Zowel de zichtbare als de onzichtbare delen van het Al begonnen zich in relatieve termen ten opzichte van elkaar te onderscheiden. God wist dat liefde alleen kan bestaan - en zichzelf als zuivere liefde kan kennen - als exact het tegenovergestelde ervan bestaat. Daarom schiep God uit eigen wil de grote polariteit, het absolute tegengestelde van liefde, alles wat niet liefde is en wat nu angst wordt genoemd. Vanaf het moment dat angst bestond, kon liefde bestaan als een ding dat kan worden ervaren.
...
Mijn goddelijk doel Mijzelf op te splitsen was om voldoende delen van Mij te scheppen, zodat ik Mijzelf empirisch kon kennen. Er is slechts één manier voor de Schepper om zichzelf door ervaring als de Schepper te leren kennen en dat is door te scheppen. En daarom gaf ik aan al Mijn talloze delen (aan al Mijn spirituele kinderen) dezelfde scheppingskracht die Ik als geheel heb. ... Mijn drijfveer om jullie, Mijn spiritueel kroost, te scheppen, was Mijzelf als God te kennen. Ik beschik over geen enkele andere mogelijkheid dat te doen behalve door jullie. Daarom kan worden gezegd (zoals al zo vaak is gedaan) dat Mijn voornemen met jullie is dat jullie jezelf leren kennen als deel van Mij.
Dit lijkt verbazingwekkend eenvoudig, maar het wordt erg ingewikkeld omdat er maar één manier is voor jullie om jezelf te herkennen als deel van Mij, en dat is dat jullie jezelf eerst leren kennen als anders dan Ik.
...
Er is een manier waarop Ik al mijn spirituele kinderen had kunnen laten weten dat ze deel van Mij zijn, namelijk door het hun eenvoudigweg te vertellen. Dit heb ik gedaan. Maar zie je, het was niet voldoende voor de Geest zichzelf gewoon te kennen als God, kinderen van God, erfgenamen van het koninkrijk (of welke mythologie je maar verkiest). Zoals Ik al heb uitgelegd zijn iets weten en iets ervaren twee verschillende dingen. De Geest verlangde ernaar zich door ervaring te kennen (net als Ik!). Conceptueel bewustzijn was niet genoeg voor jullie. Dus ontwierp Ik een plan.

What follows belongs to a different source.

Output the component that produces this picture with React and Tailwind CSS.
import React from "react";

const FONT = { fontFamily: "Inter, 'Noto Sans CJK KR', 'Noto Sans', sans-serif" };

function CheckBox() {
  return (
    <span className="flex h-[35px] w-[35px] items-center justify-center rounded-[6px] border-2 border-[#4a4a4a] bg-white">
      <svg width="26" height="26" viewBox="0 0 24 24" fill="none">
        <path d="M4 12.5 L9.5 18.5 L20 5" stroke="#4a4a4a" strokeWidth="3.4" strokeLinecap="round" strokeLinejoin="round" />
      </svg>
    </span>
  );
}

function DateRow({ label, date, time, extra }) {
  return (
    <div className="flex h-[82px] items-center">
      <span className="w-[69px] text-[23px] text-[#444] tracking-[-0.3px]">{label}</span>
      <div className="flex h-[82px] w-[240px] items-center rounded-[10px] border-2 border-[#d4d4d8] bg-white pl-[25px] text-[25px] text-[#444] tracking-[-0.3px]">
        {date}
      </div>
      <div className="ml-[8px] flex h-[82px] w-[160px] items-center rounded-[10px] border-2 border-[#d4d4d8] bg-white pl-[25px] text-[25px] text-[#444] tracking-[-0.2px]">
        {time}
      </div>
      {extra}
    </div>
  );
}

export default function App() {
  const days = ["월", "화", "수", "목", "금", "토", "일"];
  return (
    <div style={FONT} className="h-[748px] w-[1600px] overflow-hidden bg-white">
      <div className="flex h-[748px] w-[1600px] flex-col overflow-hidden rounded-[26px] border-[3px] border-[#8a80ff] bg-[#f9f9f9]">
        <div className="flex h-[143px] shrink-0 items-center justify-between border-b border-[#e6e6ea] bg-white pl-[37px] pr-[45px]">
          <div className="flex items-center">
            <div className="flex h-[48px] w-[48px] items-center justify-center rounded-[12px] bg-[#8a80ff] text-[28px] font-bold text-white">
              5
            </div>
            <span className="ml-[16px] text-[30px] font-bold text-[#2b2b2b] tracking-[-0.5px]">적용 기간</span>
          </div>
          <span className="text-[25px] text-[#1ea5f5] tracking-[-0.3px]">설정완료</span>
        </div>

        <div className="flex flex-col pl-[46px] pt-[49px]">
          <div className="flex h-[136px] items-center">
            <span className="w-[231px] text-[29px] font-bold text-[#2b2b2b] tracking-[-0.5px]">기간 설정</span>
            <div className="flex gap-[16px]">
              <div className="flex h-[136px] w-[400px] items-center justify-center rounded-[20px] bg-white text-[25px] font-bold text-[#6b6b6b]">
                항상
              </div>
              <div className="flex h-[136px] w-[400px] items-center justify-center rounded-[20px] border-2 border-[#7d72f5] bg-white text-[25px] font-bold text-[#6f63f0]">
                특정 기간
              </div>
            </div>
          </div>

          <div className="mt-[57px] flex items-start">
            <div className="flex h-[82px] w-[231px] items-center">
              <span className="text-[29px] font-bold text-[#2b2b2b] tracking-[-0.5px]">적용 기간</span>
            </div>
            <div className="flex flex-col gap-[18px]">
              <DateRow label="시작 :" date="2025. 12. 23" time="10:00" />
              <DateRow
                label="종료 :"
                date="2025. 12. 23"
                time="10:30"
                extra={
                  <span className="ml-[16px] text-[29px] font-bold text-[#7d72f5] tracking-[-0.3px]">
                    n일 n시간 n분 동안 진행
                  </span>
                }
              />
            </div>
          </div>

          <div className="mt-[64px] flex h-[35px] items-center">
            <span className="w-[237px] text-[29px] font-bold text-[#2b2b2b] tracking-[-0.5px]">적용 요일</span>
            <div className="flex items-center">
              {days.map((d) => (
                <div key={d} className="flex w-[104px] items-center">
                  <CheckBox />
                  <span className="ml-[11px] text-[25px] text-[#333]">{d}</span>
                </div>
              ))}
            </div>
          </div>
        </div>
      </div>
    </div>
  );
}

Het is het meest uitzonderlijke idee in het hele universum en de meest spectaculaire samenwerking.. Ik zeg samenwerking omdat jullie allemaal, samen met Mij, erbij betrokken zijn.
...
Welnu, in het geval van de uiteindelijke kennis - waarbij je jezelf als de Schepper kent - kun je je eigen scheppende Zelf niet ervaren tenzij en totdat je schept. En je kunt jezelf niet scheppen totdat je jezelf vernietigt. In zekere zin moet je eerst ’niet zijn’ om te kunnen zijn. ... Natuurlijk bestaat er geen manier voor jou om niet wie en wat je bent te zijn (zuivere, creatieve geest); je bent dat gewoon, je bent het altijd geweest, en je zult het altijd zijn. Daarom koos je voor het op een na beste : je zorgde ervoor dat je vergat Wie je werkelijk bent.
Toen je het universum binnentrad, deed je afstand van je herinnering aan jezelf. Dit staat je toe te kiezen Wie je bent in plaats van zogezegd midden in een droom wakker te worden.

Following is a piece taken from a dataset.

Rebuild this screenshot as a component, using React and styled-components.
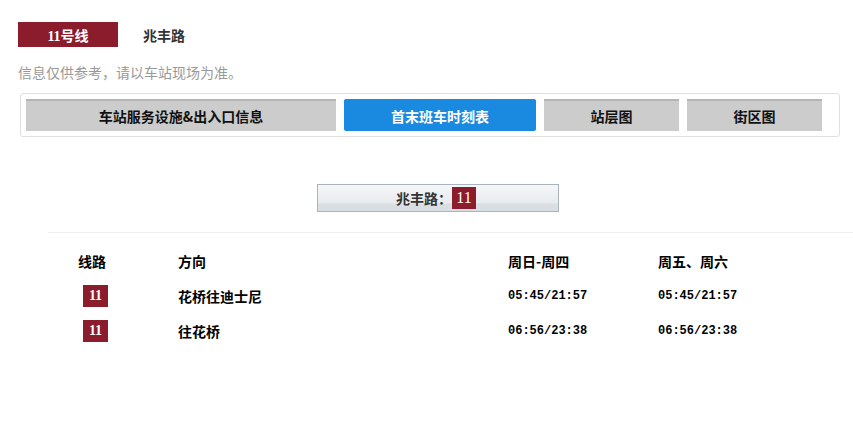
import React from "react";
import styled, { createGlobalStyle } from "styled-components";

const Global = createGlobalStyle`
  html, body { margin: 0; padding: 0; background: #fff; }
  body { font-family: "Noto Sans CJK SC", "Liberation Sans", sans-serif; }
`;

const Page = styled.div`
  padding: 22px 0 0 18px;
  width: 835px;
  box-sizing: border-box;
`;

const TitleRow = styled.div`
  display: flex;
  align-items: center;
  height: 25px;
`;

const LineBadge = styled.div`
  width: 100px;
  height: 25px;
  background: #8a1c2c;
  color: #fff;
  display: flex;
  align-items: center;
  justify-content: center;
  font-weight: bold;
  font-size: 14px;
  font-family: "Liberation Serif", "Noto Sans CJK SC", serif;
`;

const StationName = styled.div`
  margin-left: 25px;
  font-size: 14px;
  font-weight: bold;
  color: #333;
`;

const Notice = styled.div`
  margin-top: 15px;
  font-size: 14px;
  line-height: 20px;
  color: #999;
`;

const TabBox = styled.div`
  margin: 11px 0 0 2px;
  width: 820px;
  box-sizing: border-box;
  border: 1px solid #e0e0e0;
  border-radius: 3px;
  padding: 5px;
  display: flex;
  gap: 8px;
`;

const Tab = styled.div`
  width: ${(p) => p.$w}px;
  height: 32px;
  box-sizing: border-box;
  display: flex;
  align-items: center;
  justify-content: center;
  font-size: 14px;
  font-weight: bold;
  background: ${(p) => (p.$active ? "#1a89e0" : "#cccccc")};
  color: ${(p) => (p.$active ? "#fff" : "#111")};
  border-top: 2px solid ${(p) => (p.$active ? "#1a89e0" : "#b5b5b5")};
  border-radius: ${(p) => (p.$active ? "2px" : "0")};
`;

const StationBar = styled.div`
  margin: 47px 0 0 299px;
  width: 242px;
  height: 28px;
  box-sizing: border-box;
  border: 1px solid #a9b4be;
  background: linear-gradient(to bottom, #f5f6f8 0%, #e8ebee 70%, #d9dee2 72%, #d9dee2 100%);
  display: flex;
  align-items: center;
  justify-content: flex-start;
  font-size: 14px;
  font-weight: bold;
  color: #333;
  padding-left: 78px;
`;

const NumBadge = styled.span`
  display: inline-flex;
  align-items: center;
  justify-content: center;
  width: ${(p) => p.$w}px;
  height: 22px;
  background: #8a1c2c;
  color: #fff;
  font-family: "Liberation Serif", serif;
  font-weight: ${(p) => (p.$bold ? "bold" : "normal")};
  font-size: ${(p) => p.$fs}px;
`;

const Divider = styled.div`
  margin: 20px 0 0 30px;
  height: 1px;
  background: #efefef;
  width: 805px;
`;

const Table = styled.div`
  margin: 10px 0 0 30px;
  display: grid;
  grid-template-columns: 130px 330px 150px 150px;
  grid-auto-rows: 35px;
  align-items: center;
  color: #000;
`;

const HeadCell = styled.div`
  font-size: 14px;
  font-weight: bold;
  padding-left: ${(p) => p.$pl || 0}px;
`;

const Cell = styled.div`
  font-size: 14px;
  font-weight: bold;
  display: flex;
  padding-left: ${(p) => p.$pl || 0}px;
`;

const Time = styled.div`
  font-family: "Liberation Mono", monospace;
  font-weight: bold;
  font-size: 12px;
`;

const rows = [
  { dir: "花桥往迪士尼", a: "05:45/21:57", b: "05:45/21:57" },
  { dir: "往花桥", a: "06:56/23:38", b: "06:56/23:38" },
];

export default function App() {
  return (
    <>
      <Global />
      <Page>
        <TitleRow>
          <LineBadge>11号线</LineBadge>
          <StationName>兆丰路</StationName>
        </TitleRow>
        <Notice>信息仅供参考，请以车站现场为准。</Notice>
        <TabBox>
          <Tab $w={310}>车站服务设施&amp;出入口信息</Tab>
          <Tab $w={192} $active>首末班车时刻表</Tab>
          <Tab $w={135}>站层图</Tab>
          <Tab $w={135}>街区图</Tab>
        </TabBox>
        <StationBar>
          兆丰路：<NumBadge $w={24} $fs={16}>11</NumBadge>
        </StationBar>
        <Divider />
        <Table>
          <HeadCell $pl={30}>线路</HeadCell>
          <HeadCell>方向</HeadCell>
          <HeadCell>周日-周四</HeadCell>
          <HeadCell>周五、周六</HeadCell>
          {rows.map((r) => (
            <React.Fragment key={r.dir}>
              <Cell $pl={35}>
                <NumBadge $w={25} $fs={14} $bold>11</NumBadge>
              </Cell>
              <Cell>{r.dir}</Cell>
              <Time>{r.a}</Time>
              <Time>{r.b}</Time>
            </React.Fragment>
          ))}
        </Table>
      </Page>
    </>
  );
}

Door deze daad - ervoor kiezen een deel van God te zijn, in plaats van dat het je gewoon wordt verteld - ervaar je dat de keus geheel aan jou is, net zoals dat per definitie voor God geldt. Maar hoe kun je een keus hebben over iets waarover geen keus bestaat ? Je kunt niet niet mijn kroost zijn, hoe hard je het ook probeert, maar je kunt het wel vergeten.
Je bent een goddelijk deel van het goddelijke geheel, een deel van het ene lichaam. En dat ben je altijd geweest en zul je altijd zijn. Daarom noemen we de terugkeer tot het geheel - door de herinnering aan God - een hereniging. Je kiest er letterlijk voor je te her-enigen met Wie je werkelijk bent, ofwel je samen te voegen met alle verschillende delen om het Al van iedereen te ervaren, dat wil zeggen het Al van Mij.
Jouw taak op aarde is daarom niet te leren (omdat je feitelijk al weet), maar je te herinneren Wie je bent. En je te herinneren wie alle anderen zijn. Daarom komt je taak er voor een groot deel op neer anderen te helpen herinneren ( dat wil zeggen hun iets duidelijk te maken ), zodat iedereen zich met Mij kan herenigen.
Dit is precies wat alle opmerkelijke spirituele leraren altijd hebben gedaan. Het is jouw enige doel, dat wil zeggen het enige doel van jouw ziel.